This absence of past research data on the development of the science, and majority of people who have been educated through a different philosophy of knowledge than what Ayurveda is based on, has led this system of health to be ridiculed as superstitious and ineffective when it is not so.
Having realized this problem, I collaborated remotely with a friend of mine, Dr. Eeshani
Bendale, an Ayurvedic practitioner and student in India, to apply innovation and design to
find new avenues for Ayurvedic researchers to explore. This would help the health practice
evolve to the stage at which modern medicine currently operates in India, in order to help
revive a culture which is on the verge of being lost.
This project was something I personally have wanted to work on for the past few years, but
never had a platform to do so before studying design. We used different user centered,
speculative and service design methodologies to understand problems, define the strategy,
and create a thought experiment to help researchers experiment in new ways.
Offering these solutions implied a cultural shift which would impact several businesses and
health practices.

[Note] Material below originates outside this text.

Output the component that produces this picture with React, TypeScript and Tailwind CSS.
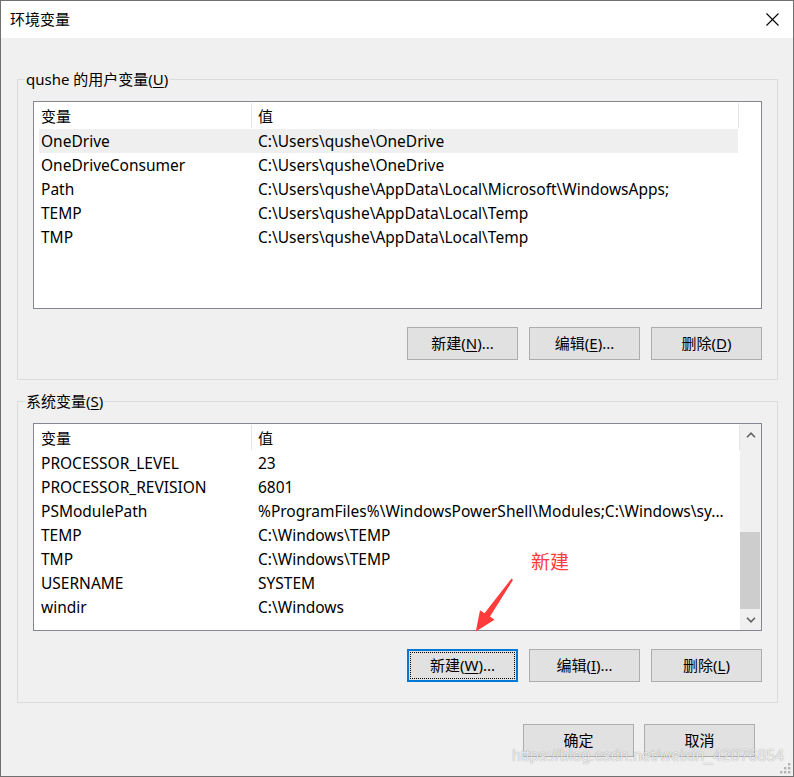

Using design to innovate was a fundamental change for Ayurvedic health
practitioners, it meant moving from proving that traditional medicines worked using
contemporary research protocols, to developing new research methodologies specific to
ayurvedic medicine and subsequently new information on how to better heal people.

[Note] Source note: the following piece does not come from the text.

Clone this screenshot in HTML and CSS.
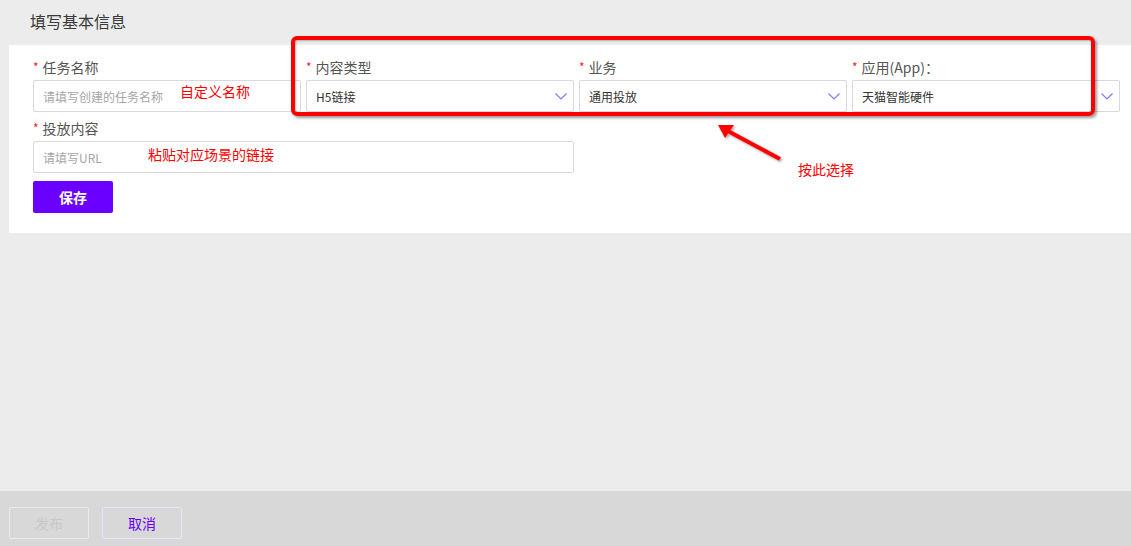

Our approach was a 2 month deep dive into Ayurveda to understand the basics of the science. This involved studying the philosophies of Ayurveda, its history, current research methods, and understanding what doctors, patients, students and other stakeholders thought about it. This deep dive helped me understand basic diagnostic and treatment practices which my collaborator was already well versed with.

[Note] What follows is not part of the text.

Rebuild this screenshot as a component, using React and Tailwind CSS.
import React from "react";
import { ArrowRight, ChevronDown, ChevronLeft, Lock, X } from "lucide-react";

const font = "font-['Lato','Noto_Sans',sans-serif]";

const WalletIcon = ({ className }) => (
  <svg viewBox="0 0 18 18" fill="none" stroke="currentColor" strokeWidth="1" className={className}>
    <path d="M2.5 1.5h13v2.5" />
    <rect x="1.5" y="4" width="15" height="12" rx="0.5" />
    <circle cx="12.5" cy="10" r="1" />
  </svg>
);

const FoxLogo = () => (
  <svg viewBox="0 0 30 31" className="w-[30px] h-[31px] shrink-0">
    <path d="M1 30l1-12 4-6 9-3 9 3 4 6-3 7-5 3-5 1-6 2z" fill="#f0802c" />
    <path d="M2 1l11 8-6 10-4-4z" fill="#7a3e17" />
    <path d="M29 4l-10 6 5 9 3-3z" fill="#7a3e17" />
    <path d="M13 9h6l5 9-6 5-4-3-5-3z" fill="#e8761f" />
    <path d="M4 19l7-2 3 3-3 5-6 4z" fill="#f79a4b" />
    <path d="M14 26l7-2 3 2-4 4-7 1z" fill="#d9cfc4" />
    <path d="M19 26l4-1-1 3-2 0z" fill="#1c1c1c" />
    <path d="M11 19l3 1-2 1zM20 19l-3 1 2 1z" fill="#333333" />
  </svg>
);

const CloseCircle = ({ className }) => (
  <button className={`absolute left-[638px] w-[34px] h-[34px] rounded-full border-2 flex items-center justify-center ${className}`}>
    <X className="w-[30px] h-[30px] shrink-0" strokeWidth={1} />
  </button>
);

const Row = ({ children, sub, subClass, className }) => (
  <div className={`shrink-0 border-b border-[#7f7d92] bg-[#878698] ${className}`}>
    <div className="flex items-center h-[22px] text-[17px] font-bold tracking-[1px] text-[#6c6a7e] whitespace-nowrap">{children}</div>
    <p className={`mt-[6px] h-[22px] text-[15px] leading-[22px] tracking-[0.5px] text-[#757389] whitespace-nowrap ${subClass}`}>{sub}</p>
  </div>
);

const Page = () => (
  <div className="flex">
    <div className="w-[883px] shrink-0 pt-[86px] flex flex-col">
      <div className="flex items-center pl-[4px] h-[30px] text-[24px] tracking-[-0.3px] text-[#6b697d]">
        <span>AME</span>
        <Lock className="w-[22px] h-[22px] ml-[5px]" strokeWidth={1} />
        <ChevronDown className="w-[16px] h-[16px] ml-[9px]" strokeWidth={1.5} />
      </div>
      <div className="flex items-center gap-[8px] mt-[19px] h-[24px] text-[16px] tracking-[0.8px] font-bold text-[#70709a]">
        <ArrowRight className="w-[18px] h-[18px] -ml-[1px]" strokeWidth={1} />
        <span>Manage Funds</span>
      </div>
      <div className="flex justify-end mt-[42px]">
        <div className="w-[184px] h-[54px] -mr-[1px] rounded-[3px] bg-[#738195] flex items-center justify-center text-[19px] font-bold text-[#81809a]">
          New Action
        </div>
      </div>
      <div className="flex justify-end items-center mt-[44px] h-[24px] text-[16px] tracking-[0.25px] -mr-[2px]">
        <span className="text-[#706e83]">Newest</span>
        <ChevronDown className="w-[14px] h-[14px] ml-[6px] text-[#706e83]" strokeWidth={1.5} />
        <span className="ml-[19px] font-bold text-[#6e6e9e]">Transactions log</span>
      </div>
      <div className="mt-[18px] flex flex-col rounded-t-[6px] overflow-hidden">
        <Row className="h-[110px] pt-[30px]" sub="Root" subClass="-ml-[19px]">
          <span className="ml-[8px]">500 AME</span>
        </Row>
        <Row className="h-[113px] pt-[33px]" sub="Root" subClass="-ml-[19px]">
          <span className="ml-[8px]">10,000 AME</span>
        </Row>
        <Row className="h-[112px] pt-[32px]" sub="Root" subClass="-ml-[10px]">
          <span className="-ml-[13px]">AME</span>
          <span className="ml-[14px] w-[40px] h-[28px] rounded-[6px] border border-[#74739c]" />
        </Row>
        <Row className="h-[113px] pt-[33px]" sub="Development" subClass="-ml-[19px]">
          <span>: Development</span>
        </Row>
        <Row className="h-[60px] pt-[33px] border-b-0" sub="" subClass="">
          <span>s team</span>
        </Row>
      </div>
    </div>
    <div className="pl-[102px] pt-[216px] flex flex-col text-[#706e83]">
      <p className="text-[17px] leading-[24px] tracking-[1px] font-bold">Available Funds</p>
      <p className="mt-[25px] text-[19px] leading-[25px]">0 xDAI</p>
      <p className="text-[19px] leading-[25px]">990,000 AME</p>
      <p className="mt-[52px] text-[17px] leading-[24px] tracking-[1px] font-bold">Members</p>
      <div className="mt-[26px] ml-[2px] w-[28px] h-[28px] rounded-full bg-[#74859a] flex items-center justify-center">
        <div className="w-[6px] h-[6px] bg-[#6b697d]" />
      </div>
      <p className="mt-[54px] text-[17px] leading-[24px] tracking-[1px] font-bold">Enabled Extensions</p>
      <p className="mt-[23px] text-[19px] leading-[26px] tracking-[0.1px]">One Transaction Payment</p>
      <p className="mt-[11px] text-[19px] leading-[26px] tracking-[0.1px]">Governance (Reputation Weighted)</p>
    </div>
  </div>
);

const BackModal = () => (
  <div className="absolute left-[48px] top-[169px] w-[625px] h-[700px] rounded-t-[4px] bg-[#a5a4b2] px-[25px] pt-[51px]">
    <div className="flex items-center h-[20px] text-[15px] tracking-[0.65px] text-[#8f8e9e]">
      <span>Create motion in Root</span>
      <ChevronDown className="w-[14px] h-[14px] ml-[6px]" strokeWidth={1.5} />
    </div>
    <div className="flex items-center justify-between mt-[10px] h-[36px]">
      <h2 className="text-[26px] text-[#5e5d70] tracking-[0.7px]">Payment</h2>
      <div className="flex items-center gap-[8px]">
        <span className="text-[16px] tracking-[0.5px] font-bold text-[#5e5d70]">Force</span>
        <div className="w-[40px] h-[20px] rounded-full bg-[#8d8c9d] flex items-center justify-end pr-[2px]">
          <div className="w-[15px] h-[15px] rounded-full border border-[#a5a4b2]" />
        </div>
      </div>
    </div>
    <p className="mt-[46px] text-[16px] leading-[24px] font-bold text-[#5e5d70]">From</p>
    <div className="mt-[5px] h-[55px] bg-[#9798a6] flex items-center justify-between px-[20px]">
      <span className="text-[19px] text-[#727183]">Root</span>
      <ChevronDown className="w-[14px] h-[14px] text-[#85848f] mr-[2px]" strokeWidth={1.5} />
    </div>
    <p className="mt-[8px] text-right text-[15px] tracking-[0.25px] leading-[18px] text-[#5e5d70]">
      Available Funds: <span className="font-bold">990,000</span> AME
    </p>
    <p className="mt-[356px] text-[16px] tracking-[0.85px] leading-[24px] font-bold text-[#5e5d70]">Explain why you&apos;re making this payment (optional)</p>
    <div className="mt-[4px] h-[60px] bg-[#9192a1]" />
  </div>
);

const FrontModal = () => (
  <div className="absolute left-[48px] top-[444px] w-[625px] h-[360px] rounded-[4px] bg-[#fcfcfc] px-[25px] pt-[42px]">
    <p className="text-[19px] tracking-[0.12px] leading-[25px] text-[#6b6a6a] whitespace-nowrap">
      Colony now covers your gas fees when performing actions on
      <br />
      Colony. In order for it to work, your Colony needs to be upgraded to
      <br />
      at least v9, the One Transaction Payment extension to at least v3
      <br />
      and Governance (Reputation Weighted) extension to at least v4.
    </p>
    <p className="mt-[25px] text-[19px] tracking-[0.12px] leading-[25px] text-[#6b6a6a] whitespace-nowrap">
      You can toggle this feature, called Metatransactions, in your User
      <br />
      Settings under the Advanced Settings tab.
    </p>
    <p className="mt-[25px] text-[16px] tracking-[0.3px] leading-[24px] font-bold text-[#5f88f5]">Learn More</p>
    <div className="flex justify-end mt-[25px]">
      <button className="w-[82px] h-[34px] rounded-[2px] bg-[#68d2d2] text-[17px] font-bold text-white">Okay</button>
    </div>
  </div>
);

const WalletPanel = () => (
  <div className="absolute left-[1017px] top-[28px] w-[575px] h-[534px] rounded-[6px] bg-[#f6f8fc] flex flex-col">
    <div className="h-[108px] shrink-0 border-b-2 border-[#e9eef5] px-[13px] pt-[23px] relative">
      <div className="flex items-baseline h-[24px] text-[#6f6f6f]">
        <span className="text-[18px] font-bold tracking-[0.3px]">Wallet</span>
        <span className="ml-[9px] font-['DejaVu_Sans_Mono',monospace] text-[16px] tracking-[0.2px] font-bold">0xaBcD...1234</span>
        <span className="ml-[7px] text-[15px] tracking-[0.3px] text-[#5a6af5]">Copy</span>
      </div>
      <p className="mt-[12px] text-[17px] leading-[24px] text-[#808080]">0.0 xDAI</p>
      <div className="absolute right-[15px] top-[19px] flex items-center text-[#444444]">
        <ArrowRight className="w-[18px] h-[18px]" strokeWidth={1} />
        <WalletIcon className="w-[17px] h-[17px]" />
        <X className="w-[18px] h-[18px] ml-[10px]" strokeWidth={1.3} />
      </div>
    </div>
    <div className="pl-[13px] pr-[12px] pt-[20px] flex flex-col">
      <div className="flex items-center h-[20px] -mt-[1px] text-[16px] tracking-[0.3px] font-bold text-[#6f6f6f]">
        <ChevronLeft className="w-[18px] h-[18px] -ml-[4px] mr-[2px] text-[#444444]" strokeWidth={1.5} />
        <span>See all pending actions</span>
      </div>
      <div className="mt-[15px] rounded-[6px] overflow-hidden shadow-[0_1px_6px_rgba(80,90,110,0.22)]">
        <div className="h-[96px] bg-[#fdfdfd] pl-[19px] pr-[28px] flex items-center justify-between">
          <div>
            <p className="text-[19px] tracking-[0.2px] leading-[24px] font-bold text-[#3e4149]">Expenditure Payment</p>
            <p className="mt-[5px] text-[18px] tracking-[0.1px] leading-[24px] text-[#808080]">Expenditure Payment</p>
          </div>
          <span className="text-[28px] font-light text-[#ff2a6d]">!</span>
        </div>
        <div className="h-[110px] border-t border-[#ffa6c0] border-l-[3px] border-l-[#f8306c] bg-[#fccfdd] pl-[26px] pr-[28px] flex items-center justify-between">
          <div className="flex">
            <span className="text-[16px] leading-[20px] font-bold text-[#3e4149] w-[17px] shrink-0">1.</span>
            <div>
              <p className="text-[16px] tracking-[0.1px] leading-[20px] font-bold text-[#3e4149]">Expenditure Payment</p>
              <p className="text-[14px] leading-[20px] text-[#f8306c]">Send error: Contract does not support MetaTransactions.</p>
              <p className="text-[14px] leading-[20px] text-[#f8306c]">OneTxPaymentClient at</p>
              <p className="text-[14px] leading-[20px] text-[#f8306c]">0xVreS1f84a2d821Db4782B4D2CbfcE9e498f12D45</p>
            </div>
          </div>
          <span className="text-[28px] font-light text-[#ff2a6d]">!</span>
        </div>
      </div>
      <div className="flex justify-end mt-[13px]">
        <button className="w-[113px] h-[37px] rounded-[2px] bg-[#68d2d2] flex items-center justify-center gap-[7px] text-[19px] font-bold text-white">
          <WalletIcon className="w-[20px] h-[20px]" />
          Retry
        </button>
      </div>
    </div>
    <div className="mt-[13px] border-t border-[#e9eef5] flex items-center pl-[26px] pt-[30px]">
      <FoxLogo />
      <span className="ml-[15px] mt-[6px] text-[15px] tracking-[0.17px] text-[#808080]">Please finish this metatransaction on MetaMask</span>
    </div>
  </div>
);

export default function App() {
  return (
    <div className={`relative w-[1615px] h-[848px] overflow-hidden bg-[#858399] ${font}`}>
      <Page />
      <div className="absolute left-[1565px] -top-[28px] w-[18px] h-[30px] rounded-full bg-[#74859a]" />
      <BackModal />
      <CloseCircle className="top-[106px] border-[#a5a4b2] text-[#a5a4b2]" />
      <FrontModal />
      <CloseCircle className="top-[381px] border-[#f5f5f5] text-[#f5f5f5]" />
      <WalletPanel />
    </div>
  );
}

Involving the ayurvedic community during the design process paved the way for implementation. The
thought experiment was designed hand in hand with my collaborator from India . By working together,
we were able to leverage existing knowledge and understanding of Ayurvedic community and their
practice. We interviewed practitioners and students of both, modern medicine and ayurveda, mostly on
the phone or on messaging apps like Whatsapp. Interviews through messaging services gave better
insights than the ones on the phone. The extra time and space the interviewees had most likely
helped them reflect on the questions and articulate better in written form.
Additionally, involving different stakeholders through the service design process would reduce
resistance to change and facilitate implementation.
Studying the evolution of objects and their uses was the next step. We developed a process to simulate the evolution of medical devices after researching on how and why objects evolve. An instrument called patal koshti, used for processing zinc to make medicines, was taken through the timeline, incrementally modifying it to fulfill various requirements demanded from it at various stages in time, from the 1500s to the 2000s.
Prototyping this method allowed us to identify problems with this approach- this instrument
illustrated part of a vision for this alternate history, but was this process feasible for every
instrument?
Would speculation of this kind really be useful?
Evolving instruments in this manner, on pure speculation, would not be useful, given the intricacies
of creating medicines in Ayurveda, where every part of the instrument plays a physical and chemical
part in the process. It was the reason for the existence of these objects which needed to be
evolved, rather than evolving the instruments themselves in isolation.
Creating a workshop model for other ayurvedic practitioners and researchers made sense to get them involved. Leveraging the ridicule which Ayurveda faces in the Indian scientific would attract believers as well as skeptics to the table and start a discussion about what new can be done. Discussions like these needed to flow through the basic principles of Ayurveda, through a narrative of sorts, fluidly guiding researchers through the timeline, helping them explore. Such a narrative would also need to be falsifiable to harness ridicule, akin to a punching bag, which is intentionally made to be disproven in order to iteratively arrive at a new invention.
Choosing international trade and travel, we started exploring trade treaties and ship routes to get
an understanding of how international trade would have progressed in an uncolonized Indian
subcontinent. We developed empathy for Ayurvedic practitioners from the 16th Century, and tried to
research and imagine their lives before beginning a ship journey, while on board, and after reaching
a destination.
We then tried to understand how they would have maintained their health in these three situations,
what protocols they would have followed on these ships, and how new discoveries in these foreign
lands, relationships with natives, traded goods, and invention of new technologies would have been
assessed and adopted into Ayurveda.
The narrative was written in the form of health practices which Ayurveda would have developed at different stages in this alternate history. It includes rules on planning ship journeys according to seasonal variations in health, recipes for maintaining good health onboard and in various foreign lands using locally available ingredients, adoption of the microscope into ayurveda in a modified form, and recipes for creating medicines using new technologies and instruments. The narrative has deliberate empty spaces for researchers to use their own imagination on, by taking cues from the main body.